WHAT IS REQUIRED: All lines below must be repeated exactly, with the pictures omitted.

Web page code records:
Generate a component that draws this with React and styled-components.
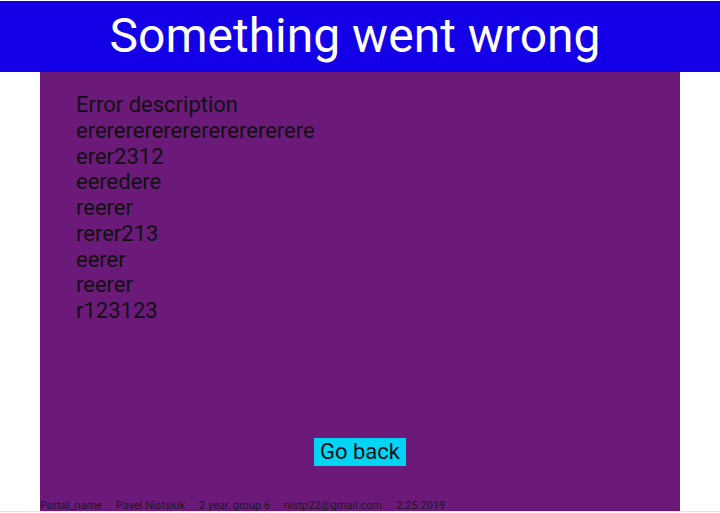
import React from "react";
import styled, { createGlobalStyle } from "styled-components";

const Global = createGlobalStyle`
  html, body { margin: 0; padding: 0; background: #ffffff; }
  body { font-family: Roboto, "Liberation Sans", sans-serif; overflow: hidden; }
`;

const Page = styled.div`
  display: flex;
  flex-direction: column;
  height: 512px;
  padding-top: 1px;
  box-sizing: border-box;
  border-bottom: 1px solid #e2e2e2;
`;

const Header = styled.header`
  background: #1400e6;
  height: 71px;
  display: flex;
  align-items: center;
  justify-content: center;
  flex-shrink: 0;
  padding-right: 10px;
`;

const Title = styled.h1`
  margin: 0;
  color: #ffffff;
  font-weight: 400;
  font-size: 48px;
  line-height: 1;
  transform: translateY(-1px);
`;

const Panel = styled.main`
  width: 640px;
  margin: 0 auto;
  flex: 1;
  background: #6b1a7a;
  display: flex;
  flex-direction: column;
`;

const Description = styled.div`
  padding: 20px 36px 0;
  flex: 1;
`;

const Line = styled.div`
  font-size: 22px;
  line-height: 25.75px;
  color: #111111;
`;

const ButtonRow = styled.div`
  display: flex;
  justify-content: center;
  padding-bottom: 31px;
`;

const BackButton = styled.button`
  background: #00d4f5;
  border: none;
  margin: 0;
  padding: 1px 6px;
  font-family: Roboto, "Liberation Sans", sans-serif;
  font-size: 22px;
  line-height: 26px;
  color: #111111;
  cursor: pointer;
`;

const Footer = styled.footer`
  display: flex;
  gap: 14px;
  font-size: 11px;
  line-height: 11px;
  color: #1a1a1a;
  padding-top: 3px;
`;

const lines = [
  "Error description",
  "erererererererererererere",
  "erer2312",
  "eeredere",
  "reerer",
  "rerer213",
  "eerer",
  "reerer",
  "r123123",
];

export default function App() {
  return (
    <>
      <Global />
      <Page>
        <Header>
          <Title>Something went wrong</Title>
        </Header>
        <Panel>
          <Description>
            {lines.map((l, i) => (
              <Line key={i}>{l}</Line>
            ))}
          </Description>
          <ButtonRow>
            <BackButton>Go back</BackButton>
          </ButtonRow>
          <Footer>
            <span>Portal_name</span>
            <span>Pavel Nistsiuk</span>
            <span>2 year, group 6</span>
            <span>nistp22@gmail.com</span>
            <span>2.25.2019</span>
          </Footer>
        </Panel>
      </Page>
    </>
  );
}
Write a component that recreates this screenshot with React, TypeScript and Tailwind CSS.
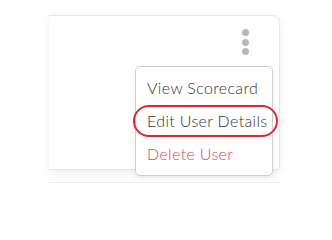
import React from "react";

const menuItems = [
  { label: "View Scorecard", danger: false, highlight: false },
  { label: "Edit User Details", danger: false, highlight: true },
  { label: "Delete User", danger: true, highlight: false },
];

const App: React.FC = () => {
  return (
    <div className="w-[332px] h-[232px] bg-white overflow-hidden font-['Lato',sans-serif]">
      <div className="pt-[15px] pl-[49px] pr-[52px]">
        <div className="relative h-[155px] flex justify-end items-start pt-[28px] pr-[30px] bg-white border-t border-r border-b border-[#e6e6e6] rounded-tr-[8px] rounded-br-[4px] shadow-[0_3px_8px_rgba(0,0,0,0.07)]">
          <div className="flex flex-col gap-[2.5px] -mt-[15px]">
            <span className="block w-[7px] h-[7px] rounded-full bg-[#b4b9bd]" />
            <span className="block w-[7px] h-[7px] rounded-full bg-[#b4b9bd]" />
            <span className="block w-[7px] h-[7px] rounded-full bg-[#b4b9bd]" />
          </div>

          <div className="absolute left-[86px] top-[50px] z-10 w-[138px] h-[110px] bg-white border border-[#cfcfcf] rounded-[5px] shadow-[0_2px_6px_rgba(0,0,0,0.08)] py-[4px]">
            {menuItems.map((item) => (
              <div
                key={item.label}
                className={`relative h-[33px] flex items-center pl-[11px] text-[16px] font-light tracking-[0.35px] ${
                  item.danger ? "text-[#d9474a]" : "text-[#333333]"
                }`}
              >
                {item.label}
                {item.highlight && (
                  <span className="absolute left-[-3px] top-[1px] w-[145px] h-[32px] border-2 border-[#e3262a] rounded-full" />
                )}
              </div>
            ))}
          </div>
        </div>
        <div className="mt-[12px] h-[40px] border-t border-[#ececec]" />
      </div>
    </div>
  );
};

export default App;
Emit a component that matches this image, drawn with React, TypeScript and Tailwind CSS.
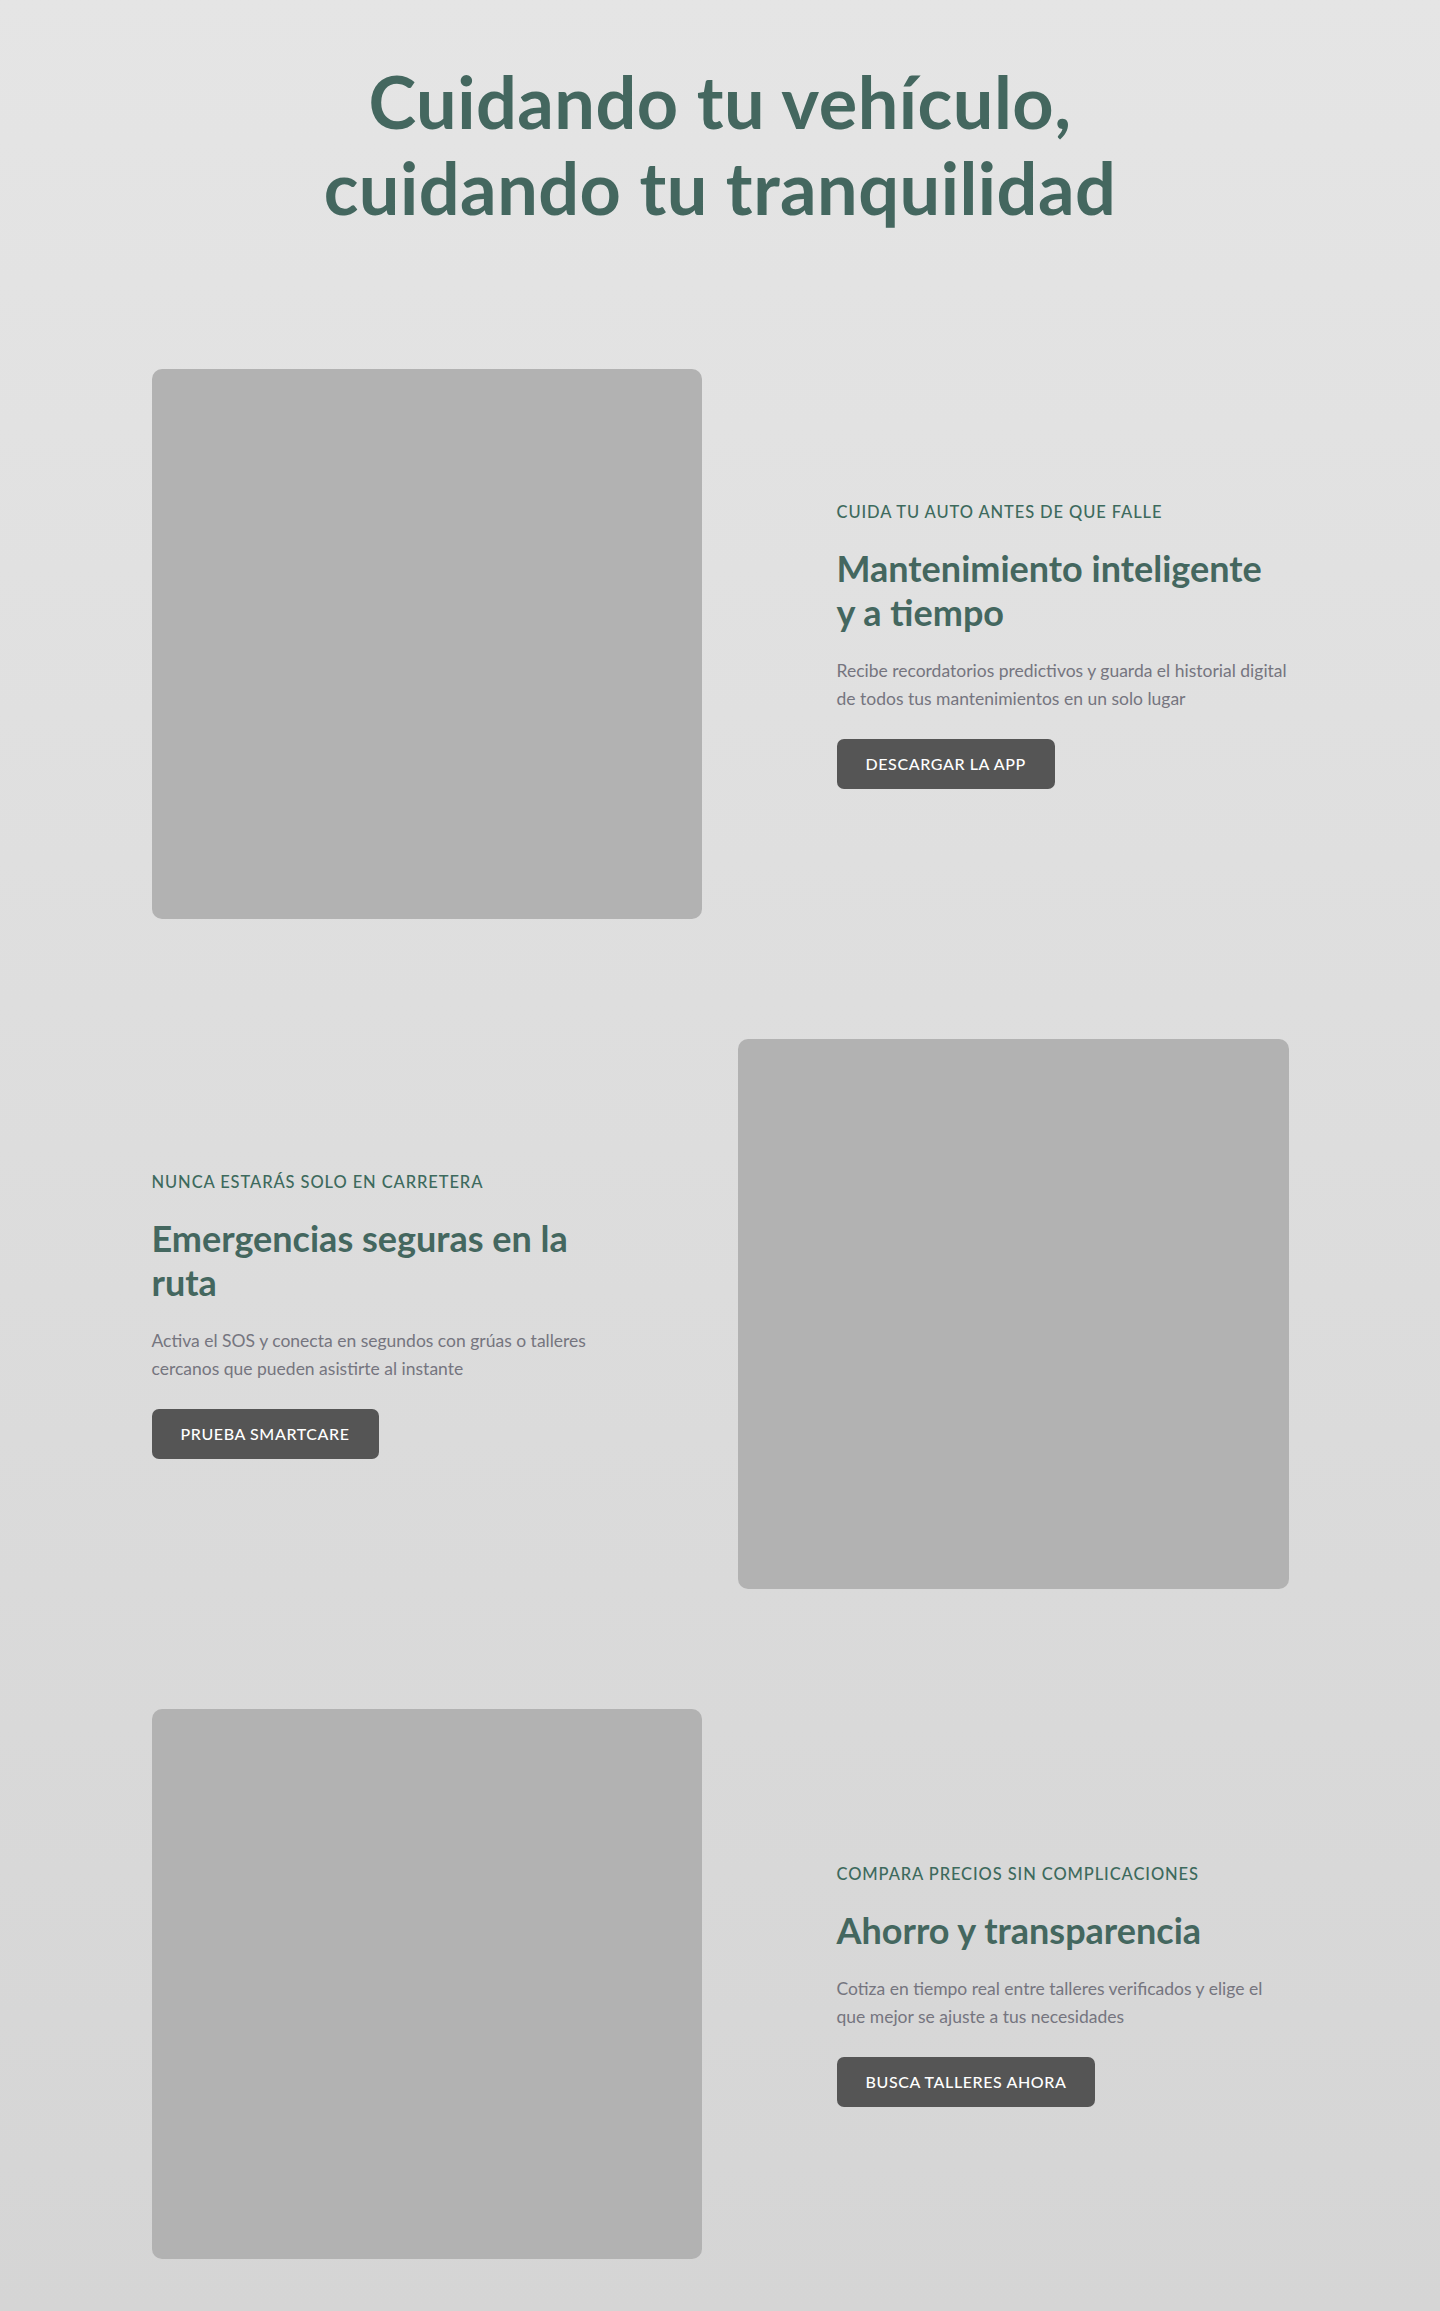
type Feature = {
  eyebrow: string
  title: string
  text: string
  cta: string
  imageLeft: boolean
}

const features: Feature[] = [
  {
    eyebrow: 'Cuida tu auto antes de que falle',
    title: 'Mantenimiento inteligente y a tiempo',
    text: 'Recibe recordatorios predictivos y guarda el historial digital de todos tus mantenimientos en un solo lugar',
    cta: 'Descargar la app',
    imageLeft: true,
  },
  {
    eyebrow: 'Nunca estarás solo en carretera',
    title: 'Emergencias seguras en la ruta',
    text: 'Activa el SOS y conecta en segundos con grúas o talleres cercanos que pueden asistirte al instante',
    cta: 'Prueba SmartCare',
    imageLeft: false,
  },
  {
    eyebrow: 'Compara precios sin complicaciones',
    title: 'Ahorro y transparencia',
    text: 'Cotiza en tiempo real entre talleres verificados y elige el que mejor se ajuste a tus necesidades',
    cta: 'Busca talleres ahora',
    imageLeft: true,
  },
]

function FeatureText({ f }: { f: Feature }) {
  return (
    <div className={`w-[452px] ${f.imageLeft ? 'justify-self-end' : 'justify-self-start'}`}>
      <p className="text-[16.5px] font-medium uppercase leading-[24px] tracking-[0.9px] text-[#3d6a5d]">
        {f.eyebrow}
      </p>
      <h2 className="mt-[22px] pr-[6px] text-[36px] font-bold leading-[44px] text-[#44675f]">{f.title}</h2>
      <p className="mr-[-6px] mt-[23px] text-[17.5px] font-normal leading-[28px] text-[#75757f]">{f.text}</p>
      <button
        type="button"
        className="mt-[26px] h-[50px] rounded-[7px] bg-[#555555] px-[29px] text-[16px] font-medium uppercase tracking-[0.6px] text-white"
      >
        {f.cta}
      </button>
    </div>
  )
}

function Placeholder() {
  return <div className="h-[550px] w-full rounded-[10px] bg-[#b2b2b2]" />
}

export default function App() {
  return (
    <div className="min-h-screen bg-gradient-to-b from-[#e5e5e5] to-[#d5d5d5] font-['Lato',sans-serif]">
      <h1 className="pt-[58px] text-center text-[72px] font-bold leading-[86px] tracking-[0.5px] text-[#44675f]">
        Cuidando tu vehículo,
        <br />
        cuidando tu tranquilidad
      </h1>

      <div className="mx-auto mt-[139px] flex w-[1137px] flex-col gap-[120px] pb-[51px]">
        {features.map((f) => (
          <section key={f.title} className="grid grid-cols-2 items-center gap-9">
            {f.imageLeft ? (
              <>
                <Placeholder />
                <FeatureText f={f} />
              </>
            ) : (
              <>
                <FeatureText f={f} />
                <Placeholder />
              </>
            )}
          </section>
        ))}
      </div>
    </div>
  )
}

WRITTEN ANSWER:
Generate a component that draws this with React and styled-components.
import React from "react";
import styled, { createGlobalStyle } from "styled-components";

const Global = createGlobalStyle`
  html, body { margin: 0; padding: 0; background: #ffffff; }
  body { font-family: Roboto, "Liberation Sans", sans-serif; overflow: hidden; }
`;

const Page = styled.div`
  display: flex;
  flex-direction: column;
  height: 512px;
  padding-top: 1px;
  box-sizing: border-box;
  border-bottom: 1px solid #e2e2e2;
`;

const Header = styled.header`
  background: #1400e6;
  height: 71px;
  display: flex;
  align-items: center;
  justify-content: center;
  flex-shrink: 0;
  padding-right: 10px;
`;

const Title = styled.h1`
  margin: 0;
  color: #ffffff;
  font-weight: 400;
  font-size: 48px;
  line-height: 1;
  transform: translateY(-1px);
`;

const Panel = styled.main`
  width: 640px;
  margin: 0 auto;
  flex: 1;
  background: #6b1a7a;
  display: flex;
  flex-direction: column;
`;

const Description = styled.div`
  padding: 20px 36px 0;
  flex: 1;
`;

const Line = styled.div`
  font-size: 22px;
  line-height: 25.75px;
  color: #111111;
`;

const ButtonRow = styled.div`
  display: flex;
  justify-content: center;
  padding-bottom: 31px;
`;

const BackButton = styled.button`
  background: #00d4f5;
  border: none;
  margin: 0;
  padding: 1px 6px;
  font-family: Roboto, "Liberation Sans", sans-serif;
  font-size: 22px;
  line-height: 26px;
  color: #111111;
  cursor: pointer;
`;

const Footer = styled.footer`
  display: flex;
  gap: 14px;
  font-size: 11px;
  line-height: 11px;
  color: #1a1a1a;
  padding-top: 3px;
`;

const lines = [
  "Error description",
  "erererererererererererere",
  "erer2312",
  "eeredere",
  "reerer",
  "rerer213",
  "eerer",
  "reerer",
  "r123123",
];

export default function App() {
  return (
    <>
      <Global />
      <Page>
        <Header>
          <Title>Something went wrong</Title>
        </Header>
        <Panel>
          <Description>
            {lines.map((l, i) => (
              <Line key={i}>{l}</Line>
            ))}
          </Description>
          <ButtonRow>
            <BackButton>Go back</BackButton>
          </ButtonRow>
          <Footer>
            <span>Portal_name</span>
            <span>Pavel Nistsiuk</span>
            <span>2 year, group 6</span>
            <span>nistp22@gmail.com</span>
            <span>2.25.2019</span>
          </Footer>
        </Panel>
      </Page>
    </>
  );
}
Write a component that recreates this screenshot with React, TypeScript and Tailwind CSS.
import React from "react";

const menuItems = [
  { label: "View Scorecard", danger: false, highlight: false },
  { label: "Edit User Details", danger: false, highlight: true },
  { label: "Delete User", danger: true, highlight: false },
];

const App: React.FC = () => {
  return (
    <div className="w-[332px] h-[232px] bg-white overflow-hidden font-['Lato',sans-serif]">
      <div className="pt-[15px] pl-[49px] pr-[52px]">
        <div className="relative h-[155px] flex justify-end items-start pt-[28px] pr-[30px] bg-white border-t border-r border-b border-[#e6e6e6] rounded-tr-[8px] rounded-br-[4px] shadow-[0_3px_8px_rgba(0,0,0,0.07)]">
          <div className="flex flex-col gap-[2.5px] -mt-[15px]">
            <span className="block w-[7px] h-[7px] rounded-full bg-[#b4b9bd]" />
            <span className="block w-[7px] h-[7px] rounded-full bg-[#b4b9bd]" />
            <span className="block w-[7px] h-[7px] rounded-full bg-[#b4b9bd]" />
          </div>

          <div className="absolute left-[86px] top-[50px] z-10 w-[138px] h-[110px] bg-white border border-[#cfcfcf] rounded-[5px] shadow-[0_2px_6px_rgba(0,0,0,0.08)] py-[4px]">
            {menuItems.map((item) => (
              <div
                key={item.label}
                className={`relative h-[33px] flex items-center pl-[11px] text-[16px] font-light tracking-[0.35px] ${
                  item.danger ? "text-[#d9474a]" : "text-[#333333]"
                }`}
              >
                {item.label}
                {item.highlight && (
                  <span className="absolute left-[-3px] top-[1px] w-[145px] h-[32px] border-2 border-[#e3262a] rounded-full" />
                )}
              </div>
            ))}
          </div>
        </div>
        <div className="mt-[12px] h-[40px] border-t border-[#ececec]" />
      </div>
    </div>
  );
};

export default App;
Emit a component that matches this image, drawn with React, TypeScript and Tailwind CSS.
type Feature = {
  eyebrow: string
  title: string
  text: string
  cta: string
  imageLeft: boolean
}

const features: Feature[] = [
  {
    eyebrow: 'Cuida tu auto antes de que falle',
    title: 'Mantenimiento inteligente y a tiempo',
    text: 'Recibe recordatorios predictivos y guarda el historial digital de todos tus mantenimientos en un solo lugar',
    cta: 'Descargar la app',
    imageLeft: true,
  },
  {
    eyebrow: 'Nunca estarás solo en carretera',
    title: 'Emergencias seguras en la ruta',
    text: 'Activa el SOS y conecta en segundos con grúas o talleres cercanos que pueden asistirte al instante',
    cta: 'Prueba SmartCare',
    imageLeft: false,
  },
  {
    eyebrow: 'Compara precios sin complicaciones',
    title: 'Ahorro y transparencia',
    text: 'Cotiza en tiempo real entre talleres verificados y elige el que mejor se ajuste a tus necesidades',
    cta: 'Busca talleres ahora',
    imageLeft: true,
  },
]

function FeatureText({ f }: { f: Feature }) {
  return (
    <div className={`w-[452px] ${f.imageLeft ? 'justify-self-end' : 'justify-self-start'}`}>
      <p className="text-[16.5px] font-medium uppercase leading-[24px] tracking-[0.9px] text-[#3d6a5d]">
        {f.eyebrow}
      </p>
      <h2 className="mt-[22px] pr-[6px] text-[36px] font-bold leading-[44px] text-[#44675f]">{f.title}</h2>
      <p className="mr-[-6px] mt-[23px] text-[17.5px] font-normal leading-[28px] text-[#75757f]">{f.text}</p>
      <button
        type="button"
        className="mt-[26px] h-[50px] rounded-[7px] bg-[#555555] px-[29px] text-[16px] font-medium uppercase tracking-[0.6px] text-white"
      >
        {f.cta}
      </button>
    </div>
  )
}

function Placeholder() {
  return <div className="h-[550px] w-full rounded-[10px] bg-[#b2b2b2]" />
}

export default function App() {
  return (
    <div className="min-h-screen bg-gradient-to-b from-[#e5e5e5] to-[#d5d5d5] font-['Lato',sans-serif]">
      <h1 className="pt-[58px] text-center text-[72px] font-bold leading-[86px] tracking-[0.5px] text-[#44675f]">
        Cuidando tu vehículo,
        <br />
        cuidando tu tranquilidad
      </h1>

      <div className="mx-auto mt-[139px] flex w-[1137px] flex-col gap-[120px] pb-[51px]">
        {features.map((f) => (
          <section key={f.title} className="grid grid-cols-2 items-center gap-9">
            {f.imageLeft ? (
              <>
                <Placeholder />
                <FeatureText f={f} />
              </>
            ) : (
              <>
                <FeatureText f={f} />
                <Placeholder />
              </>
            )}
          </section>
        ))}
      </div>
    </div>
  )
}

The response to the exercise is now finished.